» **Your instructions**
Only the lines from the top of the listing below to the line that has "<properties-dialog></properties-dialog>" should be echoed, with both ends kept and pictures left out.

--- begin Raw data ---

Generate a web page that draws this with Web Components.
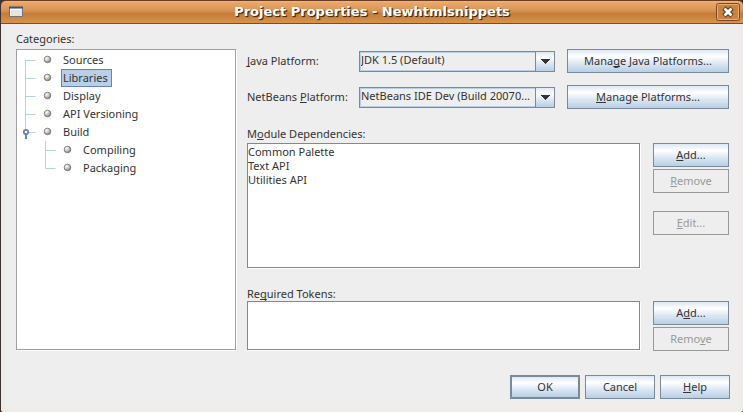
<!DOCTYPE html>
<html lang="en">
<head>
<meta charset="utf-8">
<title>Project Properties - Newhtmlsnippets</title>
<style>
  html, body { height: 100%; margin: 0; }
  body {
    --line: #7a8a99;
    --soft: #b8cfe5;
    --ink: #333333;
    --panel: #eeeeee;
    --steel: linear-gradient(#dde8f3 0%, #ffffff 30%, #dde8f3 60%, #b8cfe5 100%);
    font: 11px/14px "Noto Sans", "Open Sans", sans-serif;
    color: var(--ink);
    background: #3c3230;
  }
</style>
</head>
<body>
<properties-dialog></properties-dialog>

<template id="title-bar">
  <style>
    :host {
      display: grid; grid-template-columns: 20px 1fr 24px; align-items: center;
      box-sizing: border-box; height: 24px; padding: 0 3px 0 7px;
      border-top: 1px solid #6b3d20; border-bottom: 1px solid #7d4c22;
      background: linear-gradient(#f2b67c 0, #e8a566 2px, #dd985a 8px, #d28c4c 11px, #c47c36 12px, #cc8741 17px, #d8934d 22px);
      border-radius: 5px 5px 0 0;
    }
    h1 {
      margin: 0; text-align: center; color: #fff; white-space: nowrap;
      font: bold 13px/16px "DejaVu Sans", sans-serif; text-shadow: 1px 1px 1px #4a2a10, 1px 1px 0 #5a3a20;
    }
    svg { display: block; }
    button { display: block; padding: 0; border: 0; background: none; width: 24px; height: 18px; }
  </style>
  <svg width="16" height="12" viewBox="0 0 16 12" aria-hidden="true">
    <path d="M1.500 1.500h13v9h-13z" fill="#e4e4e2" stroke="#737373"/>
    <path d="M1 1.500h14" stroke="#3d5474" stroke-width="2"/>
    <path d="M2.500 9.500V3.500h11" fill="none" stroke="#fff"/>
  </svg>
  <h1><slot></slot></h1>
  <button type="button" aria-label="Close">
    <svg width="24" height="18" viewBox="0 0 24 18">
      <rect x=".5" y=".5" width="23" height="17" rx="2" fill="#c98342" stroke="#7b4a22"/>
      <rect x="1.500" y="1.500" width="21" height="15" rx="1" fill="none" stroke="#e8ad74"/>
      <path d="M8 5l8 8m0-8l-8 8" stroke="#5d3818" stroke-width="5"/>
      <path d="M8.500 5.500l7 7m0-7l-7 7" stroke="#fff" stroke-width="2.800"/>
    </svg>
  </button>
</template>

<template id="push-button">
  <style>
    :host { display: block; }
    button {
      display: block; box-sizing: border-box; width: 100%; height: 24px; padding: 0 4px;
      font: inherit; color: inherit; white-space: nowrap;
      border: 1px solid var(--line); border-radius: 0; background: var(--steel);
    }
    :host([primary]) button { border-width: 2px; }
    button:disabled { color: #999; border-color: #999; background: none; }
  </style>
  <button type="button"><slot></slot></button>
</template>

<template id="combo-field">
  <style>
    :host { display: grid; grid-template-columns: 112px 1fr; align-items: center; }
    .box {
      display: grid; grid-template-columns: 1fr 19px; box-sizing: border-box; height: 21px;
      border: 1px solid var(--line); min-width: 0;
    }
    select {
      grid-area: 1 / 1 / 2 / 3; appearance: none; min-width: 0; width: 100%; height: 19px; margin: 0;
      padding: 0 20px 2px 0; border: 1px solid var(--soft); border-radius: 0;
      background: var(--panel); font: inherit; color: inherit;
    }
    .arrow {
      grid-area: 1 / 2; display: grid; place-items: center; pointer-events: none; z-index: 1;
      border-left: 1px solid var(--line); background: var(--steel);
    }
  </style>
  <label for="s"><slot></slot></label>
  <div class="box">
    <select id="s"><option></option></select>
    <span class="arrow"><svg width="10" height="5" viewBox="0 0 10 5" shape-rendering="crispEdges"><path d="M0 0h10L5 5z" fill="#333"/></svg></span>
  </div>
</template>

<template id="list-field">
  <style>
    :host { display: grid; grid-template: auto 1fr / minmax(0, 1fr) 76px; gap: 0 13px; min-height: 0; }
    label { grid-column: 1 / 3; }
    select {
      appearance: none; box-sizing: border-box; width: 100%; height: 100%; min-height: 49px; margin: 0; padding: 0;
      border: 1px solid var(--line); border-radius: 0; background: #fff; box-shadow: 1px 1px 0 #fff;
      font: inherit; color: inherit; overflow: auto;
    }
    option { box-sizing: border-box; padding: 0; height: 14px; min-height: 0; line-height: 14px; color: var(--ink); }
    .actions { display: flex; flex-direction: column; gap: 2px; margin-bottom: -1px; }
  </style>
  <label for="l"><slot></slot></label>
  <select id="l" size="2"></select>
  <div class="actions"><slot name="action"></slot></div>
</template>

<template id="tree-item">
  <style>
    :host { display: flex; align-items: center; height: 18px; }
    span { box-sizing: border-box; height: 18px; padding: 0 2px 0 1px; border: 1px solid transparent; line-height: 16px; }
    :host([selected]) span { background: var(--soft); border-color: #6382bf; padding-right: 3px; }
    svg { display: block; flex: none; }
  </style>
  <svg height="18" aria-hidden="true">
    <defs><radialGradient id="g" cx=".35" cy=".3" r=".75"><stop offset="0" stop-color="#fff"/><stop offset=".45" stop-color="#ccc"/><stop offset="1" stop-color="#777"/></radialGradient></defs>
    <path class="wire" fill="none" stroke="#b8cfe5"/>
    <circle class="dot" cy="8.500" r="3.300" fill="url(#g)" stroke="#707070" stroke-width=".8"/>
    <g class="handle"><circle cx="9" cy="9" r="2.200" fill="#fff" stroke="#6382bf" stroke-width="1.800"/><path d="M9 11v5" stroke="#6382bf" stroke-width="2"/></g>
  </svg>
  <span><slot></slot></span>
</template>

<template id="category-tree">
  <style>
    :host { display: flex; flex-direction: column; gap: 3px; }
    .tree { flex: 1; padding-top: 1px; border: 1px solid #a0a0a0; background: #fff; box-shadow: 1px 1px 0 #fff; }
  </style>
  <div id="t">Categories:</div>
  <div class="tree" role="tree" aria-labelledby="t">
    <tree-item edge="first">Sources</tree-item>
    <tree-item selected>Libraries</tree-item>
    <tree-item>Display</tree-item>
    <tree-item>API Versioning</tree-item>
    <tree-item edge="handle">Build</tree-item>
    <tree-item nested>Compiling</tree-item>
    <tree-item nested edge="last">Packaging</tree-item>
  </div>
</template>

<template id="properties-dialog">
  <style>
    :host { display: flex; flex-direction: column; box-sizing: border-box; min-height: 100vh; padding-left: 1px; }
    main {
      flex: 1; display: flex; flex-direction: column; gap: 25px; padding: 8px 9px 10px 10px;
      border: solid #efebe7; border-width: 0 4px 3px 5px; border-radius: 0 0 3px 3px; background: var(--panel);
    }
    .columns { flex: 1; display: grid; grid-template-columns: 220px minmax(0, 1fr); gap: 11px; }
    .panel { display: flex; flex-direction: column; padding: 17px 1px 0 0; }
    .platform { display: grid; grid-template-columns: minmax(0, 1fr) 162px; gap: 12px; margin-bottom: 12px; align-items: center; }
    .modules { flex: 1; margin: 6px 0 19px; row-gap: 2px; }
    .edit { margin-top: 16px; }
    .footer { display: grid; grid-template-columns: repeat(3, 70px); gap: 5px; justify-content: end; }
    u { text-underline-offset: 1px; text-decoration-thickness: 1px; text-decoration-skip-ink: none; }
  </style>
  <title-bar>Project Properties - Newhtmlsnippets</title-bar>
  <main>
    <div class="columns">
      <category-tree></category-tree>
      <div class="panel">
        <div class="platform">
          <combo-field value="JDK 1.5 (Default)"><u>J</u>ava Platform:</combo-field>
          <push-button>Mana<u>g</u>e Java Platforms...</push-button>
        </div>
        <div class="platform">
          <combo-field value="NetBeans IDE Dev (Build 20070...">NetBeans <u>P</u>latform:</combo-field>
          <push-button><u>M</u>anage Platforms...</push-button>
        </div>
        <list-field class="modules" items="Common Palette|Text API|Utilities API">M<u>o</u>dule Dependencies:
          <push-button slot="action"><u>A</u>dd...</push-button>
          <push-button slot="action" disabled><u>R</u>emove</push-button>
          <push-button slot="action" disabled class="edit"><u>E</u>dit...</push-button>
        </list-field>
        <list-field items="">Re<u>q</u>uired Tokens:
          <push-button slot="action">A<u>d</u>d...</push-button>
          <push-button slot="action" disabled>Remo<u>v</u>e</push-button>
        </list-field>
      </div>
    </div>
    <div class="footer">
      <push-button primary>OK</push-button>
      <push-button>Cancel</push-button>
      <push-button><u>H</u>elp</push-button>
    </div>
  </main>
</template>

<script>
  const define = (name, setup = () => {}) => customElements.define(name, class extends HTMLElement {
    connectedCallback() {
      if (this.shadowRoot) return;
      const root = this.attachShadow({ mode: 'open' });
      root.append(document.getElementById(name).content.cloneNode(true));
      setup(this, root);
    }
  });
  define('title-bar');
  define('push-button', (el, root) => {
    root.querySelector('button').disabled = el.hasAttribute('disabled');
  });
  define('combo-field', (el, root) => {
    root.querySelector('option').textContent = el.getAttribute('value');
  });
  define('list-field', (el, root) => {
    const list = root.querySelector('select');
    el.getAttribute('items').split('|').filter(Boolean).forEach(text => list.add(new Option(text)));
  });
  define('tree-item', (el, root) => {
    const nested = el.hasAttribute('nested'), edge = el.getAttribute('edge');
    const x = nested ? 28.5 : 8.5;
    el.setAttribute('role', 'treeitem');
    root.querySelector('svg').setAttribute('width', nested ? 64 : 44);
    root.querySelector('.wire').setAttribute('d',
      `M${x} ${edge === 'first' ? 9 : 0}V${edge === 'last' || edge === 'handle' ? 9.5 : 18}M${x} 9.5h10`);
    root.querySelector('.dot').setAttribute('cx', nested ? 50.5 : 30.5);
    if (edge !== 'handle') root.querySelector('.handle').remove();
  });
  define('category-tree');
  define('properties-dialog');
</script>
</body>
</html>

--- end Raw data ---

» **Task result**
Generate a web page that draws this with Web Components.
<!DOCTYPE html>
<html lang="en">
<head>
<meta charset="utf-8">
<title>Project Properties - Newhtmlsnippets</title>
<style>
  html, body { height: 100%; margin: 0; }
  body {
    --line: #7a8a99;
    --soft: #b8cfe5;
    --ink: #333333;
    --panel: #eeeeee;
    --steel: linear-gradient(#dde8f3 0%, #ffffff 30%, #dde8f3 60%, #b8cfe5 100%);
    font: 11px/14px "Noto Sans", "Open Sans", sans-serif;
    color: var(--ink);
    background: #3c3230;
  }
</style>
</head>
<body>
<properties-dialog></properties-dialog>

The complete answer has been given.